高齢になるほど、ヒザの関節痛を感じる人の割合は増えていく。ヒザの関節痛があれば、歩くのが辛いために外出が減ってしまい、高齢者の生活の質(QOL)を低下させ健康寿命を短縮させる運動器疾患、いわゆるロコモティブシンドロームの代表的疾患である。

「変形性ヒザ関節症」はヒザ関節軟骨が摩耗して関節周囲に「骨棘」ができる病気で、関節痛や運動障害を引き起こす。骨粗鬆症や関節リウマチよりも多くの高齢者が罹患しているとされ、介護保険では要支援の原因疾患の第1位になっており、また国内の有病者数は2000万人以上と推計されている。

軟骨は1度すり減ると、従来の医療技術では元の状態に戻すことができないとされており、これまでの治療法は対処療法がほとんどだった。そこで現在スポットが当たっているのが、軟骨組織の再生医療である。ただし再生医療の方法にも細かくはいくつかあり、今回のものは細胞シート工学である温度応答性細胞培養器材を用いて、患者自身の軟骨細胞を培養して作製した細胞シート(軟骨再生シート)を変形性関節症患部に移植し、摩耗した軟骨表面を根本的に再生しようとする内容だ。

ちなみに温度応答性細胞培養器材表面に細胞を密集状態になるまで増殖させると、培養細胞を1枚のシートとしてはがすことができ、セルシードにおいてこのシート状の培養細胞が「細胞シート」と呼ばれている。細胞シートを活用したこの治療法はすでに臨床治験もスタートしているところだ。

画像1。軟骨細胞シート移植の模式図

また鄭教授らは、以前に関節軟骨組織の「軟骨基質」合成を促進し、再分化させる作用を持つ低分子化合物TD-198946の同定をすることに成功した実績を持つことから、今回は、細胞シート工学と軟骨分化誘導能を持つTD-198946を組み合わることによって軟骨細胞シートを作製し、軟骨欠損動物モデルを用いた検討を行ったという。

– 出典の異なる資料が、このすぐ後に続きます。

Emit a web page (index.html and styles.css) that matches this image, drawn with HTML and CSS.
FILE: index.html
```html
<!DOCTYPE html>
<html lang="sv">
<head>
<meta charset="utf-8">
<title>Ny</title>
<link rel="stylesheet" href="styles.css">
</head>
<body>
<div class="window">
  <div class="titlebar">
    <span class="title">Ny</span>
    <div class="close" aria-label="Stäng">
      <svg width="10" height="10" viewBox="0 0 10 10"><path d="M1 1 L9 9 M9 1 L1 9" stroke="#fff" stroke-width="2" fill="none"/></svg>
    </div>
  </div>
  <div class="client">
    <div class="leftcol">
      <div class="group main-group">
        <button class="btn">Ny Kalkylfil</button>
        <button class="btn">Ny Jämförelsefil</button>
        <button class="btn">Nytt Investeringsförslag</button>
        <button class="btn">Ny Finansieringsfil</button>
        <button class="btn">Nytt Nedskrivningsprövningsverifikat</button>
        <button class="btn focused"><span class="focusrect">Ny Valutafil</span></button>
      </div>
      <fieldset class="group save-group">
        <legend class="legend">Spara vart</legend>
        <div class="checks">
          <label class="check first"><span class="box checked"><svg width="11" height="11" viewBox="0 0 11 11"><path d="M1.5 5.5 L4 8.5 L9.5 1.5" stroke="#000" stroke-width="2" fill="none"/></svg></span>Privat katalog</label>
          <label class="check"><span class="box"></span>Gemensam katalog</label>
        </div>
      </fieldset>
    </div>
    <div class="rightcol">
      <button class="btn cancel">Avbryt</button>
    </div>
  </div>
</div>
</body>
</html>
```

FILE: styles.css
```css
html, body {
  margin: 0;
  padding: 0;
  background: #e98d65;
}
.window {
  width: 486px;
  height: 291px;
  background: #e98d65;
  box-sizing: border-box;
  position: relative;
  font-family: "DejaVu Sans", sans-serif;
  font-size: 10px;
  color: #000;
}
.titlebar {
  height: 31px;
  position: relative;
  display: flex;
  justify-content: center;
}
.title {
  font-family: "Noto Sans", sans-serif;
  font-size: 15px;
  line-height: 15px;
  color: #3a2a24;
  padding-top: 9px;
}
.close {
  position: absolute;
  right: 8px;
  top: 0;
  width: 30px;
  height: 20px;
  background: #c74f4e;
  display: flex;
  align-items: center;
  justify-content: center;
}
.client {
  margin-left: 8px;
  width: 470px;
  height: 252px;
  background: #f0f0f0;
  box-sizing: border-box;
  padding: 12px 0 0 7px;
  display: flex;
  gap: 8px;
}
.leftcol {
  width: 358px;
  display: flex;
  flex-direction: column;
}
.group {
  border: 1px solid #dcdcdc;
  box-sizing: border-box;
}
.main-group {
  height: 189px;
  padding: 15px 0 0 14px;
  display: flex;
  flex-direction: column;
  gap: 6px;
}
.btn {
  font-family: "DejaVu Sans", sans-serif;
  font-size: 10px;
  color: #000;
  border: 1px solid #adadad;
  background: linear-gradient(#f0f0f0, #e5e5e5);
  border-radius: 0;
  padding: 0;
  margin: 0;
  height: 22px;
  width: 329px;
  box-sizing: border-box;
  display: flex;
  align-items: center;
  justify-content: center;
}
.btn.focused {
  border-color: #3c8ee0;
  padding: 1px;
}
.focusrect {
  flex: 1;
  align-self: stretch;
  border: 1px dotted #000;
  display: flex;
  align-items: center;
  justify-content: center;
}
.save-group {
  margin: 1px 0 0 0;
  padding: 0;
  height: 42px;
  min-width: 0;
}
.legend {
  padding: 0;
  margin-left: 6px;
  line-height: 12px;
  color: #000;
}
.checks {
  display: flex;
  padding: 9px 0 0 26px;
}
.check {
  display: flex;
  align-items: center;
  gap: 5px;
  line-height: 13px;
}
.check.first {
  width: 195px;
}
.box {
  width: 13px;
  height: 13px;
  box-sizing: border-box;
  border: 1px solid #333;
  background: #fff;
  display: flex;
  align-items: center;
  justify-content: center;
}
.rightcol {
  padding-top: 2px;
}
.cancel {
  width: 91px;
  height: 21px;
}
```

小動物モデルにおいては、「マウス肋軟骨細胞」を採取し、軟骨細胞シートができるまで培養するが、軟骨細胞は増殖するに従って脱分化し、軟骨の基質を失ってしまう。それを克服するために採取した軟骨細胞を処理するのが、TD-198946だ。これによって軟骨基質合成を促進させ、再分化させるという手法が採られているのである。

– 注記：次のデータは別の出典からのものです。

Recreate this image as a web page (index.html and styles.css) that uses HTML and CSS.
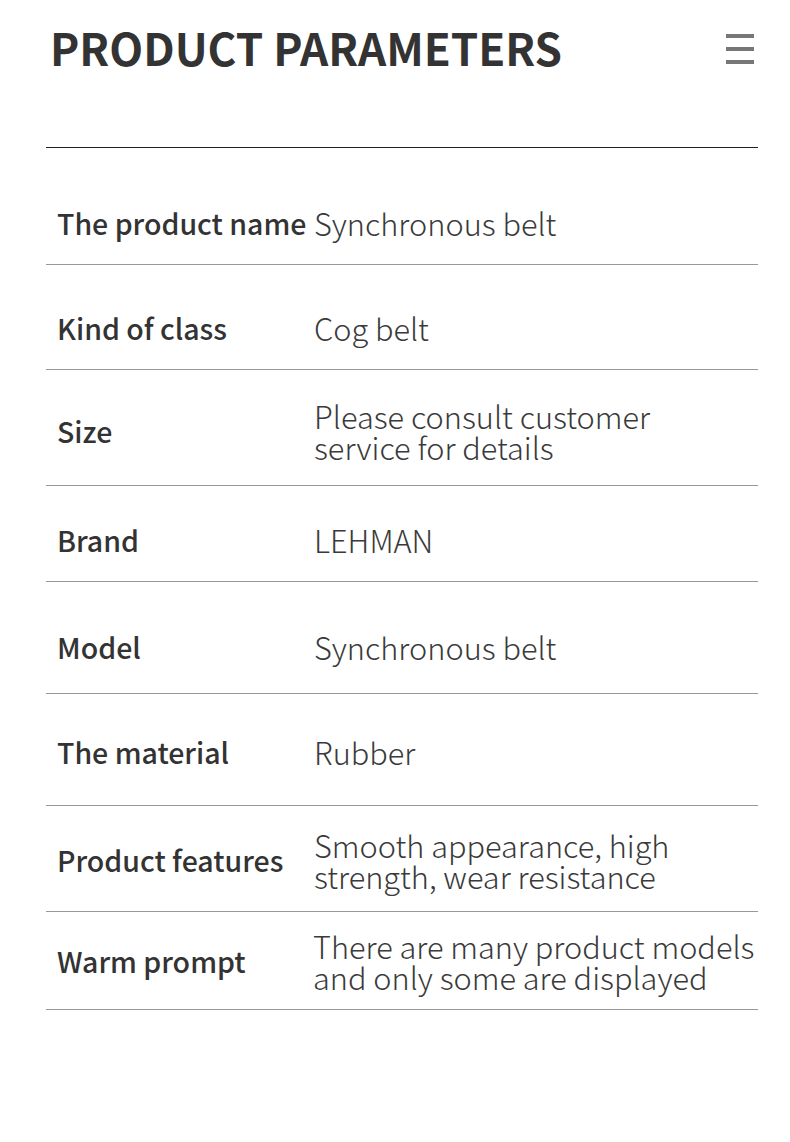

温度応答性細胞培養皿で1週間培養した後に、積層させた軟骨細胞シートをマウスヒザ関節軟骨全層欠損モデル(直径1mm)に移植し、2週間、8週間後に組織学的解析を実施。TD-198946で処理していない軟骨細胞シートに比べると、TD-198946で処理した軟骨細胞シートの移植では硝子様軟骨再生組織が観察されたのである。大動物モデルにおいては、ビーグル犬を使って同様の実験を行い、軟骨基質を十分に有した軟骨再生組織が見られたとした。

画像2。マウスヒザ関節軟骨欠損部の組織観察写真。マウスヒザ関節軟骨欠損部に軟骨細胞シートを移植し、8週間後に組織観察したところ、TD-198946で処理した軟骨細胞シートでは軟骨様組織の再生が見られる(赤染色)

なお今回の研究では、温度応答性細胞培養器材を用いることによって、軟骨細胞の基質を保存したまま、シート状に回収できる軟骨細胞シートとTD-198946の組み合わせで、少量の軟骨細胞から軟骨組織を再生できることが示唆された形だ。今後は用いる細胞、化合物の安全性などを評価することによって、軟骨組織再生の選択肢が広がる可能性があると、研究チームは語っている。